Posted at: 03/21/2013 9:40 PM
Updated at: 03/21/2013 10:42 PM
By: Steph Crock
(ABC 6 News) -- One school is trying to put a stop to "cyberbullying", but Thursday’s event wasn't just for the students.
Dover-Eyota High School has been educating the students and the community all week on the topic, as part of their "Louder On Line" or “LOL” effort. Though the students have been signing pledges and participating in events all week, Thursday it was all about the parents.
High school is already a challenging time for many. Trying to fit in, make new friends, and deal with some not so friendly peers. Though students today, have a harder time getting away from all that. "I definitely think overtime with cyberbullying , it can definitely have dramatic affects," said junior Joey Young.
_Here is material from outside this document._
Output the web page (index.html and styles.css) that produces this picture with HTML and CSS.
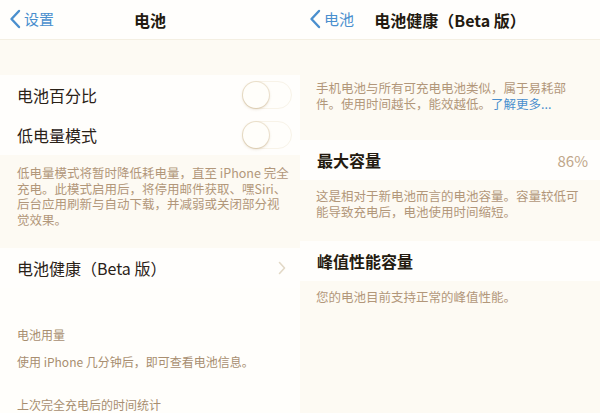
FILE: index.html
```html
<!DOCTYPE html>
<html lang="zh-CN">
<head>
<meta charset="utf-8">
<title>电池</title>
<link rel="stylesheet" href="styles.css">
</head>
<body>
<div class="screens">
  <section class="screen">
    <header class="nav">
      <a class="back"><svg class="chev" viewBox="0 0 12 20" width="12" height="20"><path d="M10 2 L2.5 10 L10 18" fill="none" stroke="#4a8fce" stroke-width="2.4" stroke-linecap="round" stroke-linejoin="round"/></svg><span>设置</span></a>
      <h1 class="title">电池</h1>
    </header>
    <div class="band band-top"></div>
    <div class="group">
      <div class="row"><span class="label">电池百分比</span><span class="toggle"><span class="knob"></span></span></div>
      <div class="row"><span class="label">低电量模式</span><span class="toggle"><span class="knob"></span></span></div>
    </div>
    <div class="band">
      <p class="note note-left">低电量模式将暂时降低耗电量，直至 iPhone 完全<br>充电。此模式启用后，将停用邮件获取、嘿Siri、<br>后台应用刷新与自动下载，并减弱或关闭部分视<br>觉效果。</p>
    </div>
    <div class="group">
      <div class="row"><span class="label">电池健康（Beta 版）</span><svg class="disclosure" viewBox="0 0 8 14" width="8" height="14"><path d="M1.5 1.5 L6.5 7 L1.5 12.5" fill="none" stroke="#e2d8c6" stroke-width="1.6" stroke-linecap="round" stroke-linejoin="round"/></svg></div>
    </div>
    <div class="usage">
      <p class="small head">电池用量</p>
      <p class="small">使用 iPhone 几分钟后，即可查看电池信息。</p>
      <p class="small stat">上次完全充电后的时间统计</p>
    </div>
  </section>
  <section class="screen">
    <header class="nav">
      <a class="back"><svg class="chev" viewBox="0 0 12 20" width="12" height="20"><path d="M10 2 L2.5 10 L10 18" fill="none" stroke="#4a8fce" stroke-width="2.4" stroke-linecap="round" stroke-linejoin="round"/></svg><span>电池</span></a>
      <h1 class="title">电池健康（Beta 版）</h1>
    </header>
    <div class="band band-intro">
      <p class="note">手机电池与所有可充电电池类似，属于易耗部<br>件。使用时间越长，能效越低。<a class="link">了解更多...</a></p>
    </div>
    <div class="group">
      <div class="row"><span class="label strong">最大容量</span><span class="value">86%</span></div>
    </div>
    <div class="band band-mid">
      <p class="note">这是相对于新电池而言的电池容量。容量较低可<br>能导致充电后，电池使用时间缩短。</p>
    </div>
    <div class="group">
      <div class="row"><span class="label strong">峰值性能容量</span></div>
    </div>
    <div class="band band-end">
      <p class="note">您的电池目前支持正常的峰值性能。</p>
    </div>
  </section>
</div>
</body>
</html>
```

FILE: styles.css
```css
* { box-sizing: border-box; }
html, body { margin: 0; padding: 0; }
body {
  width: 600px;
  height: 413px;
  overflow: hidden;
  background: #fffefb;
  font-family: "Noto Sans CJK SC", "Noto Sans", sans-serif;
  color: #2a2117;
}
.screens { display: flex; }
.screen {
  width: 300px;
  display: flex;
  flex-direction: column;
}
.nav {
  position: relative;
  height: 40px;
  display: flex;
  align-items: center;
  justify-content: center;
  background: #fffefc;
  border-bottom: 1px solid #f4efe2;
}
.back {
  position: absolute;
  left: 9px;
  top: 9px;
  display: flex;
  align-items: center;
  gap: 3px;
  color: #4a8fce;
  font-size: 15px;
  line-height: 20px;
}
.chev { display: block; }
.title {
  margin: 0;
  font-size: 16px;
  font-weight: 700;
  color: #231a10;
  line-height: 20px;
}
.band { background: #fdfaf3; }
.band-top { height: 35px; }
.group { background: #fffefc; }
.row {
  height: 40px;
  padding: 0 8px 0 17px;
  display: flex;
  align-items: center;
  justify-content: space-between;
}
.label { font-size: 16px; color: #2a2117; }
.label.strong { font-weight: 700; color: #241b10; }
.toggle {
  position: relative;
  width: 50px;
  height: 28px;
  border-radius: 14px;
  border: 1px solid #f8f3e8;
  background: #fffefb;
}
.knob {
  position: absolute;
  left: 0;
  top: 0;
  width: 26px;
  height: 26px;
  border-radius: 50%;
  background: #fffefa;
  box-shadow: 0 1px 3px rgba(160, 130, 80, 0.35), 0 0 0 1px rgba(220, 200, 160, 0.35);
}
.disclosure { margin-right: 6px; }
.note {
  margin: 0;
  padding: 6px 4px 0 17px;
  font-size: 12.5px;
  line-height: 15.5px;
  color: #b2977a;
  white-space: nowrap;
}
.note-left { height: 93px; padding-top: 10px; }
.band-intro { height: 100px; padding-top: 40px; }
.band-intro .note { padding-left: 16px; padding-top: 0; line-height: 16px; }
.link { color: #4a8fce; }
.value { font-size: 15px; color: #bfa78a; margin-right: 4px; }
.band-mid { height: 61px; }
.band-mid .note { padding-left: 16px; padding-top: 8px; line-height: 16px; }
.band-end { flex: 1; }
.band-end .note { padding-left: 16px; padding-top: 8px; }
.usage {
  flex: 1;
  background: #fffefb;
  padding: 39px 0 0 17px;
}
.small {
  margin: 0;
  font-size: 12px;
  line-height: 16px;
  color: #a88e70;
}
.small.head { margin-bottom: 11px; }
.small.stat { margin-top: 27px; }
```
The bullying goes beyond the classroom with social media sites like Facebook and Twitter. "It's the same thing as bullying and I think that they need to become aware that their words are hurtful and that when they send a message, it goes to more than just that one person," said school social worker Katie Johnson.
Something parents didn't have to put up with. "We're growing up in a different stage that they never had to deal with they don't really know what it’s all about," said senior Dan Rother.
Which is what Thursday nights event was all about. "I think it’s important that I’m here not only as a parent but as a teacher," said Lora Allen. She has a son at Dover-Eyota High School. She came so she'll know how to handle a situation like this. "Tell them that it’s ok to let them know if something is going on or hurting their feelings," she said.
She also came to encourage him to be above all that. “It's okay to be the good guy," said Allen.
"All too often it’s easy for students to create a message, write a message, send a message, and not really think about what they're saying online," said Johnson.
Would students really be as cruel in person? Not likely. "They can’t see the faces of the people so they don't know who much harm they're causing," said Rother.
Two detectives from Olmsted County were also guest speakers at the event talking about what's legal online.